Calculating the gradient w.r.t. $\Delta x$ , we have Note that the Jaconbian J(x) and Hessian H(x) are first and second derivation of f(x) w.r.t. x. This is different with Newton method.

$\Delta x = - (J^T(x)J(x))^{-1}J(x)^Tf(x)$

However, Gauss-Newton method still has problems. First, the $J^T(x)J(x)$ needs to be invertible , but this is not guaranteed. Second, if $\Delta x$ is big, the above Taylor expansion is a bad approximation. To solve these two problems, LM method is invented.

Levenberg–Marquardt (LM)

The main motivation of LM is to control the size of update step $\Delta x$ . It optimizes the below objective

$\min \frac{1}{2} ||f(x) + J(x)\Delta x||^2 \\ s.t. ||\Delta x||^2 \le \mu$

where $\mu$ is the confidence interval, which will be updated for each optimization step.

The update rule:

For each optimization step, we calculate

$\rho = \frac{f(x+\Delta x) - f(x)}{J(x)\Delta x}$

If $\rho$ is closed to 1, the local linear is guaranteed and the approximation is good.

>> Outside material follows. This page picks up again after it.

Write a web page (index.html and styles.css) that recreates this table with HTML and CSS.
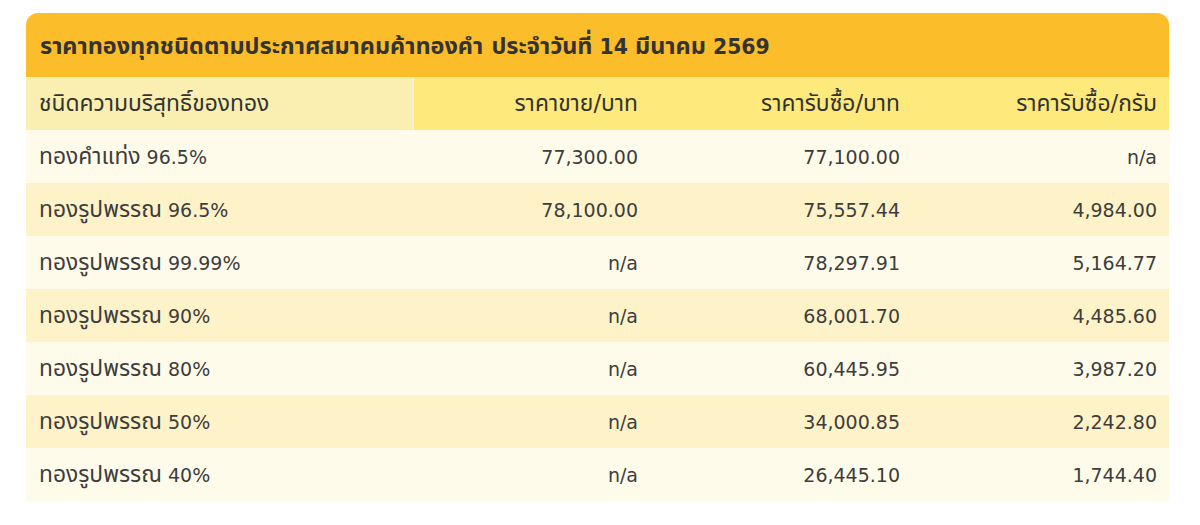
FILE: index.html
```html
<!DOCTYPE html>
<html lang="th">
<head>
<meta charset="utf-8">
<title>ราคาทอง</title>
<link rel="stylesheet" href="styles.css">
</head>
<body>
<div class="panel">
  <div class="title"><span class="th">ราคาทองทุกชนิดตามประกาศสมาคมค้าทองคำ ประจำวันที่</span> 14 <span class="th">มีนาคม</span> 2569</div>
  <table class="prices">
    <colgroup>
      <col class="c1"><col class="c2"><col class="c3"><col class="c4">
    </colgroup>
    <thead>
      <tr>
        <th class="first"><span class="th">ชนิดความบริสุทธิ์ของทอง</span></th>
        <th><span class="th">ราคาขาย/บาท</span></th>
        <th><span class="th">ราคารับซื้อ/บาท</span></th>
        <th><span class="th">ราคารับซื้อ/กรัม</span></th>
      </tr>
    </thead>
    <tbody>
      <tr><td><span class="th">ทองคำแท่ง</span> 96.5%</td><td>77,300.00</td><td>77,100.00</td><td>n/a</td></tr>
      <tr><td><span class="th">ทองรูปพรรณ</span> 96.5%</td><td>78,100.00</td><td>75,557.44</td><td>4,984.00</td></tr>
      <tr><td><span class="th">ทองรูปพรรณ</span> 99.99%</td><td>n/a</td><td>78,297.91</td><td>5,164.77</td></tr>
      <tr><td><span class="th">ทองรูปพรรณ</span> 90%</td><td>n/a</td><td>68,001.70</td><td>4,485.60</td></tr>
      <tr><td><span class="th">ทองรูปพรรณ</span> 80%</td><td>n/a</td><td>60,445.95</td><td>3,987.20</td></tr>
      <tr><td><span class="th">ทองรูปพรรณ</span> 50%</td><td>n/a</td><td>34,000.85</td><td>2,242.80</td></tr>
      <tr><td><span class="th">ทองรูปพรรณ</span> 40%</td><td>n/a</td><td>26,445.10</td><td>1,744.40</td></tr>
    </tbody>
  </table>
</div>
</body>
</html>
```
FILE: styles.css
```css
html, body {
  margin: 0;
  padding: 0;
  background: #ffffff;
}
body {
  font-family: "DejaVu Sans", "Noto Sans", "Noto Sans Thai", Tahoma, sans-serif;
  color: #3d3d3d;
}
.th {
  font-size: 1.2em;
}
.panel {
  width: 1143px;
  margin: 13px 0 0 26px;
  border-radius: 12px 12px 0 0;
  overflow: hidden;
}
.title {
  height: 64px;
  line-height: 66px;
  background: #fbbd2a;
  padding-left: 14px;
  font-size: 20.4px;
  font-weight: bold;
  color: #333333;
  white-space: nowrap;
}
.title .th {
  font-size: 1.15em;
}
.prices {
  width: 100%;
  border-collapse: collapse;
  table-layout: fixed;
  font-size: 19px;
}
.c1 { width: 387px; }
.c2 { width: 237px; }
.c3 { width: 262px; }
.c4 { width: 257px; }
.prices th {
  height: 53px;
  padding: 0 12px;
  font-weight: normal;
  text-align: right;
  background: #fee97c;
  color: #333;
}
.prices th.first {
  text-align: left;
  background: #faefb1;
  padding-left: 13px;
  border-right: 2px solid #fdf3c4;
}
.prices td {
  height: 53px;
  padding: 0 12px;
  text-align: right;
}
.prices td:first-child {
  text-align: left;
  padding-left: 13px;
}
.prices tbody tr:nth-child(odd) { background: #fffbea; }
.prices tbody tr:nth-child(even) { background: #fdf2c8; }
```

If $\rho$ is larger than 1, the actual decrease is more than the approximation which means the $f(x)$ is accelerated decreasing. And we should set a bigger confidence interval $\mu$ to speed decrease. If $\rho$ is smaller than 1, the actual decrease is less than the approximation which means the $f(x)$ is entering a flatted area. And we should set smaller confidence interval $\mu$ .

The above constrained objective can be converted to dual space by applying Lagrange multipler.

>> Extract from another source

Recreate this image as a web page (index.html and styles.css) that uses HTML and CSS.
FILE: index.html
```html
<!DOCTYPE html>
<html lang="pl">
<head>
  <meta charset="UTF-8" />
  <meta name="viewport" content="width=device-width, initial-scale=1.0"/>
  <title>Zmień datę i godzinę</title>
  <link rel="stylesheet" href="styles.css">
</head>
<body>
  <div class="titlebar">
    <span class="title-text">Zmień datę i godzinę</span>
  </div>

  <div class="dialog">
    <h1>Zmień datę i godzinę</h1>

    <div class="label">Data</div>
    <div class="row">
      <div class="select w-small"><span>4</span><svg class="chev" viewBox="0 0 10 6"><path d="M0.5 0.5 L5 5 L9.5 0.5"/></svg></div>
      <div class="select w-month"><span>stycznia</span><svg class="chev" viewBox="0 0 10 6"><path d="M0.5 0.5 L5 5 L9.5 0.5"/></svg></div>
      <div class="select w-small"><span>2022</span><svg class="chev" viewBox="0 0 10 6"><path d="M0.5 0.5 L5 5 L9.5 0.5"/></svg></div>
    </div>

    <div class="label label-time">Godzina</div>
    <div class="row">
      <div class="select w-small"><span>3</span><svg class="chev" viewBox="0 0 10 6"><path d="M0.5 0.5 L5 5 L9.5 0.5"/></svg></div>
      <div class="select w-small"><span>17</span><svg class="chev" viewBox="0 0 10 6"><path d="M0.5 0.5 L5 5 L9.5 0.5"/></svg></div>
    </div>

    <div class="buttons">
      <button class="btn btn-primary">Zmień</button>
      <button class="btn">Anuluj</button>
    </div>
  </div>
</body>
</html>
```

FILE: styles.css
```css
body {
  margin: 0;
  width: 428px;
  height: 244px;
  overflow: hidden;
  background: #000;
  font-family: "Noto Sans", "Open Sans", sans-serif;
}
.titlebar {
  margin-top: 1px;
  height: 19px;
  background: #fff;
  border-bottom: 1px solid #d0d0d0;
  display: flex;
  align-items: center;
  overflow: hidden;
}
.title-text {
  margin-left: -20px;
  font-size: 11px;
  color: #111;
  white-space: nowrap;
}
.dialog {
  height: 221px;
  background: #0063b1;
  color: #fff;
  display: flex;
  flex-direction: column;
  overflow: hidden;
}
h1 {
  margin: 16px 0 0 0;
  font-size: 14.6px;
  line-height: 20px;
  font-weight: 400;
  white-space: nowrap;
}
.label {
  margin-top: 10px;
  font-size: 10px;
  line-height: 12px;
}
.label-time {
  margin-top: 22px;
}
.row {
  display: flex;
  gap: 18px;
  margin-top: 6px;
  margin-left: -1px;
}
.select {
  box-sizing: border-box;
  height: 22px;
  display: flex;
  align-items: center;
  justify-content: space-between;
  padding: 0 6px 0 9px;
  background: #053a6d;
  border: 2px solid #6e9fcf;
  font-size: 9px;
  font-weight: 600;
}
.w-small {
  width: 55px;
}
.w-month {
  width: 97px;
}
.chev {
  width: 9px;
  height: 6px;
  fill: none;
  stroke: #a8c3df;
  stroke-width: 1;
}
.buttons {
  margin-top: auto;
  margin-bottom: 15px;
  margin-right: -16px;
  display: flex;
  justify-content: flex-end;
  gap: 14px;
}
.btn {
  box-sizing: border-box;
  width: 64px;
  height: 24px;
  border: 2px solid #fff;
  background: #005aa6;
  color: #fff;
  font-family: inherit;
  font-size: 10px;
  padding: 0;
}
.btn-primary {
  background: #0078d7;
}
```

$\max_{\lambda} \min_{\Delta x} \frac{1}{2} ||f(x) + J(x)\Delta x||^2 + \lambda (\Delta x^T \Delta x - \mu)$

The optimal $\Delta x$ satisfies

$(J^T(x)J(x) + \lambda I)\Delta x = J^T(x)f(x)$

If $\lambda$ is big which means $\Delta x^T \Delta x - \mu$ >0 and $\Delta x$ is over the confidence interval, the $\Delta x$ will be $\frac{1}{\lambda}J^T(x)f(x)$ (i.e. Gradient Descent update). If $\lambda$ is small, then the update $\Delta x$ is like Gauss-Newton $J^T(x)J(x) \Delta x = J^T(x)f(x)$ .

A SGD variant: Adam

The LM method adaptively determines the update step. In gradient descent, there is also a famous adaptive method, called Adam, which has been widely used in neural network optimization. Here is Adam update rule Check here for others introduction. :

$m_t = \beta_1 m_{t-1} + (1-\beta_1)g_t \\ v_t = \beta_2 v_{t-1} + (1-\beta_2)g_t^2 \\ \hat m_t = \frac{m_t}{1-\beta_1^t} \\ \hat v_t = \frac{v_t}{1-\beta_2^t} \\ \theta_{t+1} = \theta_t - \frac{\eta}{\sqrt{\hat v_t} + \epsilon} \hat m_t$

Usually, $\beta_1 = 0.9, \beta_2 = 0.99, \eta=0.001$ , $\eta$ is learning rate.

The first two equations are momentum update (i.e. moving average). The third and fourth equations are bias corrections. Because $m_t$ is underestimated at the beginning (i.e. $m_t = 0.1 g_t$ ). $\beta_1^t, \beta_2^t$ will gradually decrease to 0 as the optimization proceed. The last equation is the parameter update rule. The learning rate $\eta$ will be adjusted by $\frac{1}{\sqrt{\hat v_t} + \epsilon}$ . Obviously, at the beginning $\hat v_t$ is small ( $\hat v_t$ is used to accumulate the gradient). But after many iterations, $\hat v_t$ could be big, and thus the learning rate will be adjusted to 0.